Dictionary attacks use the known valid format of the secret component (generally the encryption key or passwords) and try various possibilities until guessing the correct one. In certain circumstances, this process can be facilitated with pattern recognition and/or a machine learning algorithm prioritizing certain possibilities.

The mutability of secrets (encryption keys) is meant to limit the window of opportunity for dictionary attacks by continually changing the state of a key in a process referred to as encryption key mutation.

Furthermore, great care has been dedicated to ensuring that the cipher relies on multilayer masking techniques to disable any pattern recognition of similar symbols.

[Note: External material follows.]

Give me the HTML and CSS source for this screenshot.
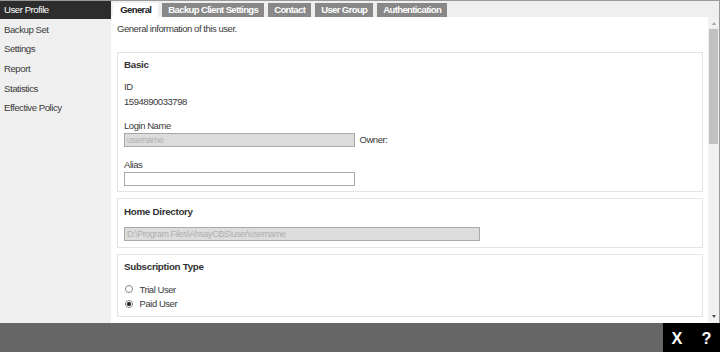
FILE: index.html
```html
<!DOCTYPE html>
<html>
<head>
<meta charset="utf-8">
<link rel="stylesheet" href="styles.css">
</head>
<body>
<div class="app">
  <div class="body">
    <nav class="sidebar">
      <div class="nav-item active">User Profile</div>
      <div class="nav-item">Backup Set</div>
      <div class="nav-item">Settings</div>
      <div class="nav-item">Report</div>
      <div class="nav-item">Statistics</div>
      <div class="nav-item">Effective Policy</div>
    </nav>
    <main class="main">
      <div class="tabs">
        <div class="tab active">General</div>
        <div class="tab">Backup Client Settings</div>
        <div class="tab">Contact</div>
        <div class="tab">User Group</div>
        <div class="tab">Authentication</div>
      </div>
      <div class="content-wrap">
        <div class="content">
          <p class="intro">General information of this user.</p>

          <section class="panel">
            <h2 class="panel-title">Basic</h2>
            <div class="field">
              <div class="label">ID</div>
              <div class="value">1594890033798</div>
            </div>
            <div class="field field-gap">
              <div class="label">Login Name</div>
              <div class="input-row">
                <div class="input disabled">username</div>
                <span class="owner">Owner:</span>
              </div>
            </div>
            <div class="field field-gap2">
              <div class="label">Alias</div>
              <div class="input-row">
                <div class="input"></div>
              </div>
            </div>
          </section>

          <section class="panel">
            <h2 class="panel-title">Home Directory</h2>
            <div class="input disabled wide">D:\Program Files\AhsayCBS\user\username</div>
          </section>

          <section class="panel">
            <h2 class="panel-title">Subscription Type</h2>
            <div class="radios">
              <label class="radio"><span class="radio-dot"></span>Trial User</label>
              <label class="radio"><span class="radio-dot checked"></span>Paid User</label>
            </div>
          </section>
        </div>
        <div class="scrollbar">
          <div class="sb-arrow up"></div>
          <div class="sb-track"><div class="sb-thumb"></div></div>
          <div class="sb-arrow down"></div>
        </div>
      </div>
    </main>
  </div>
  <footer class="footer">
    <div class="actions"><span class="act-x">X</span><span class="act-q">?</span></div>
  </footer>
</div>
</body>
</html>
```

FILE: styles.css
```css
* { box-sizing: border-box; }
html, body { margin: 0; padding: 0; }
body {
  width: 720px;
  height: 352px;
  overflow: hidden;
  font-family: "Liberation Sans", Arial, sans-serif;
  font-size: 9.5px;
  letter-spacing: -0.45px;
  color: #3a3a3a;
  background: #fff;
}
.app {
  width: 720px;
  height: 352px;
  display: flex;
  flex-direction: column;
}
.body {
  height: 323px;
  display: flex;
  border-top: 1px solid #9a9a9a;
  border-right: 1px solid #9a9a9a;
}
.sidebar {
  width: 111px;
  flex: none;
  background: #efefef;
  display: flex;
  flex-direction: column;
  gap: 2.2px;
}
.nav-item {
  height: 17.5px;
  line-height: 17.5px;
  padding-left: 4px;
  color: #3a3a3a;
  font-size: 9.6px;
  letter-spacing: -0.45px;
}
.nav-item.active {
  background: #2d2d2d;
  color: #fff;
}
.main {
  flex: 1;
  display: flex;
  flex-direction: column;
  min-width: 0;
}
.tabs {
  height: 16.3px;
  background: #efefef;
  display: flex;
  align-items: flex-end;
  padding-left: 2.3px;
  gap: 4px;
}
.tab {
  height: 14px;
  line-height: 14px;
  padding: 0 6px;
  background: #888;
  color: #fff;
  font-weight: bold;
  font-size: 9.5px;
  letter-spacing: -0.62px;
}
.tab.active {
  background: #fff;
  color: #222;
  padding: 0 7px;
}
.content-wrap {
  flex: 1;
  display: flex;
  min-height: 0;
}
.content {
  flex: 1;
  background: #fff;
  padding: 6px 5px 0 6px;
  overflow: hidden;
}
.intro {
  margin: 0 0 17.8px 0;
  line-height: 11px;
}
.panel {
  border: 1px solid #e3e3e3;
  padding: 6.2px 6px 5.6px 6px;
  margin-bottom: 6px;
}
.panel-title {
  margin: 0 0 9.6px 0;
  font-size: 9.8px;
  line-height: 12px;
  font-weight: bold;
  letter-spacing: -0.3px;
  color: #333;
}
.field .label {
  line-height: 11px;
}
.field .value {
  margin-top: 3.7px;
  line-height: 11px;
}
.field-gap { margin-top: 13.5px; }
.field-gap2 { margin-top: 12.6px; }
.field .label + .input-row { margin-top: 1.6px; }
.input-row {
  display: flex;
  align-items: center;
  gap: 4.5px;
}
.input {
  width: 231px;
  height: 14px;
  line-height: 12px;
  border: 1px solid #a9a9a9;
  background: #fff;
  padding: 0 2px;
  color: #b0b0b0;
  font-size: 9px;
}
.input.disabled {
  background: #dcdcdc;
}
.input.wide {
  width: 356px;
}
.radios {
  display: flex;
  flex-direction: column;
  gap: 1.7px;
}
.radio {
  height: 13px;
  display: flex;
  align-items: center;
  gap: 6.5px;
  padding-left: 1px;
}
.radio-dot {
  width: 8px;
  height: 8px;
  border-radius: 50%;
  border: 1px solid #8a8a8a;
  background: #fff;
  display: flex;
  align-items: center;
  justify-content: center;
}
.radio-dot.checked::after {
  content: "";
  width: 3.5px;
  height: 3.5px;
  border-radius: 50%;
  background: #222;
}
.scrollbar {
  width: 11px;
  flex: none;
  background: #f1f1f1;
  display: flex;
  flex-direction: column;
  align-items: center;
}
.sb-arrow {
  width: 0;
  height: 0;
  border-left: 2.5px solid transparent;
  border-right: 2.5px solid transparent;
}
.sb-arrow.up {
  border-bottom: 3px solid #a3a3a3;
  margin-top: 5px;
  margin-bottom: 4px;
}
.sb-arrow.down {
  border-top: 3px solid #505050;
  margin-top: 2px;
  margin-bottom: 5px;
}
.sb-track {
  flex: 1;
  width: 100%;
  display: flex;
  justify-content: center;
}
.sb-thumb {
  width: 9px;
  height: 115px;
  background: #c1c1c1;
}
.footer {
  height: 29px;
  background: #666;
  display: flex;
  justify-content: flex-end;
}
.actions {
  width: 57px;
  height: 29px;
  background: #000;
  color: #fff;
  font-weight: bold;
  font-size: 16.3px;
  letter-spacing: 0;
  display: flex;
  align-items: center;
  padding-left: 8.5px;
  padding-top: 1px;
}
.act-x { margin-right: 19px; }
```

This means that repeated encrypted characters would not be encrypted the same, thus limiting pattern recognition potential considerably.

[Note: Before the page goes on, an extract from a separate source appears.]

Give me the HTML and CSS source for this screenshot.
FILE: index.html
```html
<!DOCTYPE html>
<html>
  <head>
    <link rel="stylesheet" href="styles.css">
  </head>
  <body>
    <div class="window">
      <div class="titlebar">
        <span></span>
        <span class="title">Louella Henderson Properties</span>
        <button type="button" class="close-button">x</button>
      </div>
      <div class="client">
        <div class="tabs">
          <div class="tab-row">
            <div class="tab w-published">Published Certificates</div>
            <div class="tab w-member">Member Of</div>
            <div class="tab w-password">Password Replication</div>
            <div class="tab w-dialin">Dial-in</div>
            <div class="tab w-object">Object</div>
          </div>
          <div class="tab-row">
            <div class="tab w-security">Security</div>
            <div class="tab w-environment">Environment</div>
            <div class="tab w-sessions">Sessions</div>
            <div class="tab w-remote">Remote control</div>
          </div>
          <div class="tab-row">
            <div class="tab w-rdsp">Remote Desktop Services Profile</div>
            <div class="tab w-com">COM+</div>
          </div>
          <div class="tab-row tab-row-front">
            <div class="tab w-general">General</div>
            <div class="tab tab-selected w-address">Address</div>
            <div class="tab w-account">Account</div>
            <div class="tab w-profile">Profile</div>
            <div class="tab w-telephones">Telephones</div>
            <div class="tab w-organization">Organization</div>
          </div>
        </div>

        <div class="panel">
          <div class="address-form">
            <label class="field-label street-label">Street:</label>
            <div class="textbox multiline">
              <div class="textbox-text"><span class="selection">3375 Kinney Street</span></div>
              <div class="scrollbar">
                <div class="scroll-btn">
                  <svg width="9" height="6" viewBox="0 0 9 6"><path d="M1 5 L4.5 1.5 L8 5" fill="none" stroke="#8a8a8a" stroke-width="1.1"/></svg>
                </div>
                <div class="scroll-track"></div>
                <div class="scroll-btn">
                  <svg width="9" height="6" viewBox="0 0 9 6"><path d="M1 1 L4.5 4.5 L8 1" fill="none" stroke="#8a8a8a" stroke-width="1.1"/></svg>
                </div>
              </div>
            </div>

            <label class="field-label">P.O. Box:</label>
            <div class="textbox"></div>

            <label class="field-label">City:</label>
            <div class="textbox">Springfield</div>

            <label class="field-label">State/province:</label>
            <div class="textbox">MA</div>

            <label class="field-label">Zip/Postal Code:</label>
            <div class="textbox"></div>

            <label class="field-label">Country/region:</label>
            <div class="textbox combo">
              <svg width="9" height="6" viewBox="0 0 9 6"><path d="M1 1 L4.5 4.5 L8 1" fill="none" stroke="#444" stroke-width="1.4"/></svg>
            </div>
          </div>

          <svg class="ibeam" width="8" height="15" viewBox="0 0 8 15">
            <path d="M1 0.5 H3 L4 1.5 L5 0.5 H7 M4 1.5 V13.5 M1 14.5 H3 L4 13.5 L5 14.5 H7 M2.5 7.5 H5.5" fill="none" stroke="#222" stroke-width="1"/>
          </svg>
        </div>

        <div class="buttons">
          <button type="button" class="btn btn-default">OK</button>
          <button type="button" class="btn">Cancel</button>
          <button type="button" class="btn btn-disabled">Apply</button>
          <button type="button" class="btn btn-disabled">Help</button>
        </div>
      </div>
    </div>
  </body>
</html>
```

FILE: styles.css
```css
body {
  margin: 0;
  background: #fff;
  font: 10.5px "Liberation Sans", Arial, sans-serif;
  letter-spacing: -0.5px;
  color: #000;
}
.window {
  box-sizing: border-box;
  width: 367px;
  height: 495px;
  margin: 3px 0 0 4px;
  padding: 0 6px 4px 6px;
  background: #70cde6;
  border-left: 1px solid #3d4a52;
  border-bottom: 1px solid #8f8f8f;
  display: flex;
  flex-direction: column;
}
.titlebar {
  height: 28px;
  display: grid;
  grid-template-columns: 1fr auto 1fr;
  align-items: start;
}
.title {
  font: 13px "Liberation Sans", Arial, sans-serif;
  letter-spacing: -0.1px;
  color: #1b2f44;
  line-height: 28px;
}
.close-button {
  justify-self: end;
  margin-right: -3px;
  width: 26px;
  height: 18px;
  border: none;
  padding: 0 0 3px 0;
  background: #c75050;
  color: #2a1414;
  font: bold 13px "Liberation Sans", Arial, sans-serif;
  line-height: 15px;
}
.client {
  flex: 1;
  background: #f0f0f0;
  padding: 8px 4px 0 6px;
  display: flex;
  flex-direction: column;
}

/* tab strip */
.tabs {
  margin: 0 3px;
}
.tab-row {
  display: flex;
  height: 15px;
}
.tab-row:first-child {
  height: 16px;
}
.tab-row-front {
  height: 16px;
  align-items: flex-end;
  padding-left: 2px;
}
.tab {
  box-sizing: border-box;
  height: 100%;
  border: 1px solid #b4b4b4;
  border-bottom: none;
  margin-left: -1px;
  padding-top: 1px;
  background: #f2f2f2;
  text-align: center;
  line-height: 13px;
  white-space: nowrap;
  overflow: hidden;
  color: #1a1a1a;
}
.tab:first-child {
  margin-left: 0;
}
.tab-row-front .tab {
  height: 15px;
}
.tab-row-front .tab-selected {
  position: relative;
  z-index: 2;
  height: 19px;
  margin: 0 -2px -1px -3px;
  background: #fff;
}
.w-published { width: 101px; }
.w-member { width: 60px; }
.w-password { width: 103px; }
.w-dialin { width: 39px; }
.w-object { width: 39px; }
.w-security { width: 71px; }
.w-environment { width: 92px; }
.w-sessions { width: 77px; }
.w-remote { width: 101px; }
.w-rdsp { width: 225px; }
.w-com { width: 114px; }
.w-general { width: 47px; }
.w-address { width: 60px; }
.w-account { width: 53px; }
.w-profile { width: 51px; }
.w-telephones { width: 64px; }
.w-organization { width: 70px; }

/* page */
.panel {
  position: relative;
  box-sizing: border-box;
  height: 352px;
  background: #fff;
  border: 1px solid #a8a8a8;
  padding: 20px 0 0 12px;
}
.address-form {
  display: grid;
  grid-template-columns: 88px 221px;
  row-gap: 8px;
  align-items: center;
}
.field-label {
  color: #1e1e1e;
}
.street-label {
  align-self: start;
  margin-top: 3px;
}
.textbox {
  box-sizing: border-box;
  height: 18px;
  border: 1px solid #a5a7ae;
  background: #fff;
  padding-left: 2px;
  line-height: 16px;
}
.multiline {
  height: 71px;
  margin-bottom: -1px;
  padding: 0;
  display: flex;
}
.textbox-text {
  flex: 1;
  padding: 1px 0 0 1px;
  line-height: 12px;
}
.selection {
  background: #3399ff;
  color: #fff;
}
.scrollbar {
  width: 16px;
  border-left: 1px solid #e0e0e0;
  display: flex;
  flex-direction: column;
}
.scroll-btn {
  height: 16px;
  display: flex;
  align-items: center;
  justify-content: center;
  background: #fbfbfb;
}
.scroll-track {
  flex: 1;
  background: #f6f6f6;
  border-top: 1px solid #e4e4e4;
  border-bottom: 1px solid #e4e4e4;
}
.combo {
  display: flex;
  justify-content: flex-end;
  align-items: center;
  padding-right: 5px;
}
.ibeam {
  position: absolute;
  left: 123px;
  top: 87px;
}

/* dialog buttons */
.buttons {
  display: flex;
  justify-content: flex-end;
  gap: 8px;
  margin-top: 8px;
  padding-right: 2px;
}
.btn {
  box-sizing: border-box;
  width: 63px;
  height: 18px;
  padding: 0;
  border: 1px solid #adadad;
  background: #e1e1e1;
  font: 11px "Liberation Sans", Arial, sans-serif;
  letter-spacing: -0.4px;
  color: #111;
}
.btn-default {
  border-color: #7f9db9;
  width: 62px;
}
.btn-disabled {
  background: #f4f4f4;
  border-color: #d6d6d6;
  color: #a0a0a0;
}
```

Finally, SAGE uses long keys (2048) based on symbols instead of binaries (bits) and a mutual known reference derived from the initial encryption key exchanges, referred to as a codex. The probability of guessing a key and a codex are astronomically low. The likelihood of guessing a valid key state at any given time is on the order of 90 ** 2048. The keys mutate every time they are used to either encrypt or decrypt a message. This could happen multiple times per second in the case of bytes packet streaming such as chat system and WebSocket in general.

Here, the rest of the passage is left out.